Commands accept a cpu argument – cpuN where N ins in the range 0 to number of cpus - 1 or cpuall if the command is to be applied to all CPU. By default commands will apply to the active cpu – see cpu command. The CPU argument is ignored for Software breakpoints, since these affect memory not CPU registers.
With no arguments the commands to set breakpoints simply list the breakpoints set:
breakh <addr|symbol> <cpu> display breakpoints or add hardware breakpoint
breaks <addr|symbol> <cpu> display or add software breakpoint
clear delete all breakpoints
clear [cpu] delete all breakpoints on a cpu. SW breakpoints are associated with CPU0 for the purposes of this command
clear [addr|symbol|number] <cpu> clear a breakpoint, specified by number from the list displayed, or by the address, or by the symbol. Software breakpoints will always be cleared with this command. HW break and watch points will only be cleared on the active CPU or the specified CPU
watch <addr|symbol> <cpu> display all breakpoint or add data watchpoint on read or write
watchr <addr|symbol> <cpu> display all breakpoint or add data watchpoint on read
watchw <addr|symbol> <cpu> display all breakpoint or add data watchpoint on write
The CPU command
In a multi-processor system, DMON needs to select a CPU to which some commands are applied. This is the “active” CPU. The DSU also allows a CPU to be disabled – this means that SW running on the target cannot use that CPU.

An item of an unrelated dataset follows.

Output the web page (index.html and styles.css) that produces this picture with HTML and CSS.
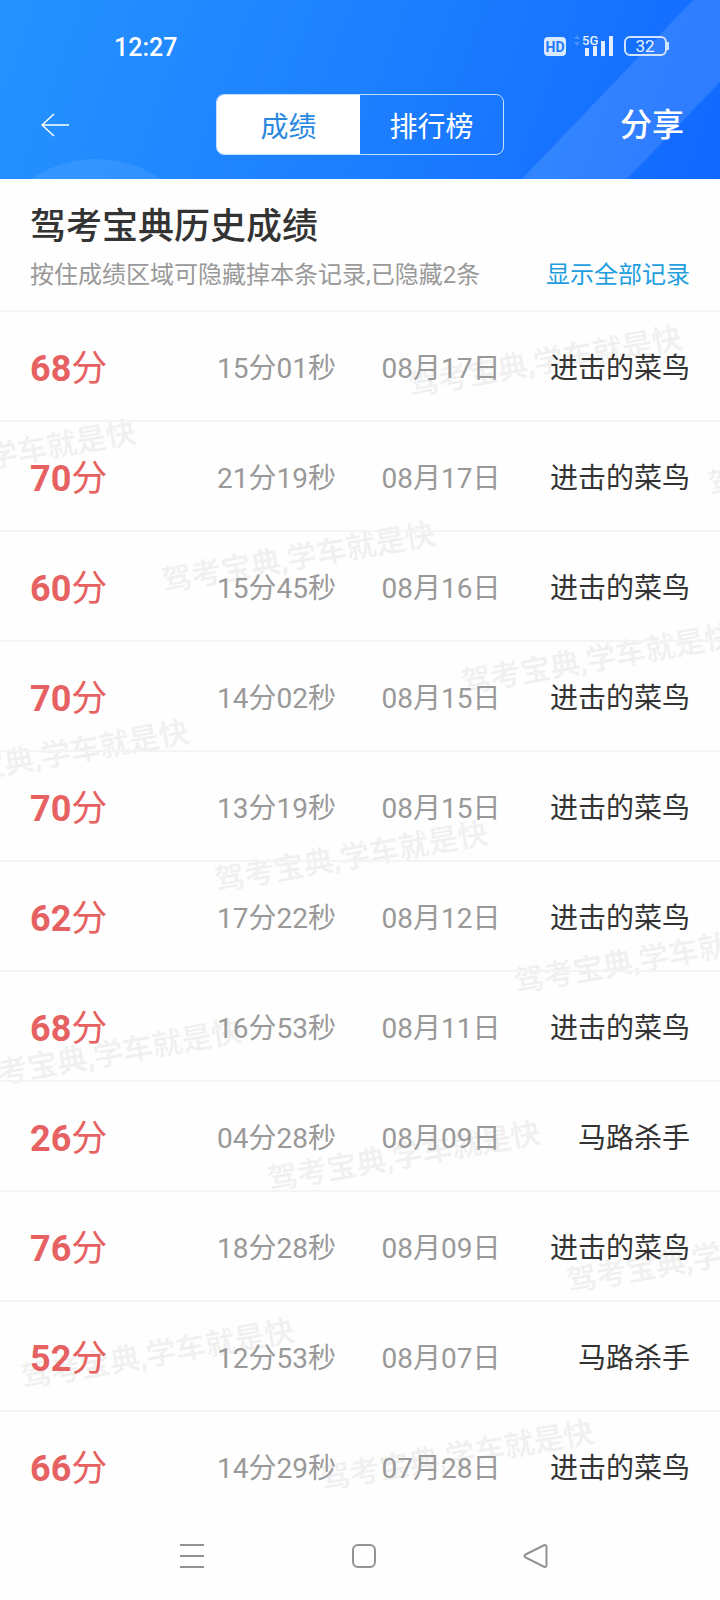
FILE: index.html
```html
<!DOCTYPE html>
<html lang="zh-CN">
<head>
<meta charset="utf-8">
<meta name="viewport" content="width=device-width, initial-scale=1">
<title>驾考宝典历史成绩</title>
<link rel="stylesheet" href="styles.css">
</head>
<body>
<header class="header">
  <svg class="header-circle" width="232" height="20" viewBox="0 0 232 20" aria-hidden="true"><circle cx="116" cy="116" r="116" fill="#fff" fill-opacity=".08"/></svg>
  <svg class="header-band" width="200" height="180" viewBox="0 0 200 180" aria-hidden="true"><path d="M173 0H200V82L106 180H1Z" fill="#fff" fill-opacity=".12"/></svg>
  <div class="status">
    <time class="clock">12:27</time>
    <svg class="status-icons" width="126" height="24" viewBox="0 0 126 24" role="img" aria-label="HD 5G 32">
      <rect x="0" y="2" width="22" height="19" rx="4" fill="#d8eaff"/>
      <text x="11" y="17" class="hd">HD</text>
      <path d="M30 4l3-4 3 4zM30 7l3 4 3-4z" fill="#4a91ff"/>
      <text x="38" y="10" class="net">5G</text>
      <path d="M41 13h4v8h-4zM49 11h4v10h-4zM57 6h4v15h-4zM65 1h4v20h-4z" fill="#e0edff"/>
      <rect x="81" y="2" width="41" height="18" rx="5" fill="none" stroke="#d0e4ff" stroke-width="2"/>
      <path d="M124 7v8" stroke="#d0e4ff" stroke-width="2"/>
      <text x="101" y="17" class="battery">32</text>
    </svg>
  </div>
  <div class="bar">
    <button class="back" type="button" aria-label="返回"><svg width="28" height="24" viewBox="0 0 28 24"><path d="M13 1L1 12L13 23M1 12H28" fill="none" stroke="#fff" stroke-width="1.5"/></svg></button>
    <div class="tabs">
      <button class="tab tab-on" type="button">成绩</button>
      <button class="tab" type="button">排行榜</button>
    </div>
    <button class="share" type="button">分享</button>
  </div>
</header>
<main class="main">
  <section class="intro">
    <h1 class="title">驾考宝典历史成绩</h1>
    <div class="hint">
      <span>按住成绩区域可隐藏掉本条记录,已隐藏2条</span>
      <a class="all" href="#all">显示全部记录</a>
    </div>
  </section>
  <div class="records">
    <svg class="watermark" aria-hidden="true">
      <g transform="rotate(-10)">
        <text x="390" y="154">驾考宝典,学车就是快</text>
        <text x="667" y="304">驾考宝典,学车就是快</text>
        <text x="-164" y="152">驾考宝典,学车就是快</text>
        <text x="113" y="304">驾考宝典,学车就是快</text>
        <text x="390" y="456">驾考宝典,学车就是快</text>
        <text x="-164" y="456">驾考宝典,学车就是快</text>
        <text x="113" y="608">驾考宝典,学车就是快</text>
        <text x="390" y="760">驾考宝典,学车就是快</text>
        <text x="-164" y="760">驾考宝典,学车就是快</text>
        <text x="113" y="912">驾考宝典,学车就是快</text>
        <text x="390" y="1064">驾考宝典,学车就是快</text>
        <text x="-164" y="1064">驾考宝典,学车就是快</text>
        <text x="113" y="1216">驾考宝典,学车就是快</text>
      </g>
    </svg>
    <table class="table">
      <tbody>
        <tr><td class="score"><b>68</b>分</td><td class="used">15分01秒</td><td class="date">08月17日</td><td class="rank">进击的菜鸟</td></tr>
        <tr><td class="score"><b>70</b>分</td><td class="used">21分19秒</td><td class="date">08月17日</td><td class="rank">进击的菜鸟</td></tr>
        <tr><td class="score"><b>60</b>分</td><td class="used">15分45秒</td><td class="date">08月16日</td><td class="rank">进击的菜鸟</td></tr>
        <tr><td class="score"><b>70</b>分</td><td class="used">14分02秒</td><td class="date">08月15日</td><td class="rank">进击的菜鸟</td></tr>
        <tr><td class="score"><b>70</b>分</td><td class="used">13分19秒</td><td class="date">08月15日</td><td class="rank">进击的菜鸟</td></tr>
        <tr><td class="score"><b>62</b>分</td><td class="used">17分22秒</td><td class="date">08月12日</td><td class="rank">进击的菜鸟</td></tr>
        <tr><td class="score"><b>68</b>分</td><td class="used">16分53秒</td><td class="date">08月11日</td><td class="rank">进击的菜鸟</td></tr>
        <tr><td class="score"><b>26</b>分</td><td class="used">04分28秒</td><td class="date">08月09日</td><td class="rank">马路杀手</td></tr>
        <tr><td class="score"><b>76</b>分</td><td class="used">18分28秒</td><td class="date">08月09日</td><td class="rank">进击的菜鸟</td></tr>
        <tr><td class="score"><b>52</b>分</td><td class="used">12分53秒</td><td class="date">08月07日</td><td class="rank">马路杀手</td></tr>
        <tr><td class="score"><b>66</b>分</td><td class="used">14分29秒</td><td class="date">07月28日</td><td class="rank">进击的菜鸟</td></tr>
      </tbody>
    </table>
  </div>
</main>
<nav class="nav">
  <button class="key" type="button" aria-label="菜单"><svg width="26" height="26" viewBox="0 0 26 26"><path d="M1 2H25M1 13H25M1 24H25"/></svg></button>
  <button class="key" type="button" aria-label="主页"><svg width="26" height="26" viewBox="0 0 26 26"><rect x="2" y="2" width="22" height="22" rx="5"/></svg></button>
  <button class="key" type="button" aria-label="后退"><svg width="26" height="26" viewBox="0 0 26 26"><path d="M2.500 11.500L21 2.300Q23.500 1.500 23.500 4V22Q23.500 24.500 21 23.700L2.500 14.500Q.5 13 2.500 11.500Z"/></svg></button>
</nav>
</body>
</html>
```
FILE: styles.css
```css
* { box-sizing: border-box; }
body {
  margin: 0;
  background: #fefefe;
  color: #333;
  font-family: Roboto, "Noto Sans CJK SC", sans-serif;
  font-size: 28px;
}
button {
  margin: 0;
  padding: 0;
  border: 0;
  background: none;
  color: inherit;
  font: inherit;
}
svg { display: block; }
.header {
  position: relative;
  overflow: hidden;
  padding-bottom: 24px;
  background: linear-gradient(110deg, #2593ff 0%, #1d80ff 50%, #1168ff 100%);
  color: #fff;
}
.header-circle { position: absolute; left: -20px; bottom: 0; }
.header-band { position: absolute; right: 0; top: 0; }
.status {
  position: relative;
  display: flex;
  justify-content: space-between;
  align-items: center;
  height: 94px;
  padding: 0 50px 0 114px;
}
.clock { font-size: 25px; font-weight: 500; }
.hd { font-size: 14px; font-weight: 700; text-anchor: middle; fill: #2579ff; }
.net { font-size: 13px; font-weight: 500; fill: #e0edff; }
.battery { font-size: 17px; text-anchor: middle; fill: #e8f2ff; }
.bar {
  position: relative;
  display: grid;
  grid-template-columns: 1fr 288px 1fr;
  align-items: center;
  padding: 0 36px;
}
.back { justify-self: start; padding-left: 5px; }
.tabs {
  display: grid;
  grid-template-columns: 1fr 1fr;
  height: 61px;
  border: 1px solid #c4dfff;
  border-radius: 8px;
  overflow: hidden;
}
.tab-on { background: #fff; color: #2a87e0; }
.share { justify-self: end; font-size: 32px; font-weight: 500; line-height: 32px; }
.intro {
  padding: 22px 30px 13px;
  border-bottom: 2px solid #f3f4f4;
}
.title {
  margin: 0;
  font-size: 36px;
  font-weight: 500;
  line-height: 52px;
}
.hint {
  display: flex;
  justify-content: space-between;
  color: #999;
  font-size: 24px;
  line-height: 44px;
}
.all { color: #1f9fe0; text-decoration: none; }
.records { position: relative; overflow: hidden; }
.watermark { position: absolute; left: 0; top: 0; width: 100%; height: 100%; }
.watermark text { font-size: 30px; font-weight: 500; fill: #f0f0f0; }
.table {
  position: relative;
  width: 100%;
  border-collapse: separate;
  border-spacing: 0;
  table-layout: fixed;
}
.table td {
  height: 110px;
  padding: 0;
  border-bottom: 2px solid #f3f4f4;
  white-space: nowrap;
}
.table tr:last-child td { border-bottom-color: transparent; }
.table .score { width: 30%; padding: 0 0 2px 30px; color: #e66161; font-size: 36px; }
.table .used { width: 23%; padding-left: 1px; color: #999; }
.date { width: 20%; color: #999; }
.table .rank { padding-right: 30px; text-align: right; }
.nav {
  display: flex;
  justify-content: center;
  gap: 146px;
  padding: 21px 0 30px 8px;
}
.key svg { fill: none; stroke: #929292; stroke-width: 2; }
```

The cpu command allows these features to be controlled. They are also displayed and can be controlled from the GUI.
cpu Displays which cpu is active and whether the cpu are enabled. Example output:
DMON > cpu cpu 0: enabled active cpu 1: enabled cpu 2: disabled cpu 3: enabled
cpu active n Select cpu n as the active CPU. By degfault commands which apply to a single cpu are applied to CPU 0. n must be in the range 0 to “number of cpu – 1”
cpu enable n Enable the cpu n for use. After reset typically all CPU are enabled.
cpu disable n Disable cpu n
Hardware breakpoints and watchpoints set through the GUI apply to the active CPU, see the cpu command.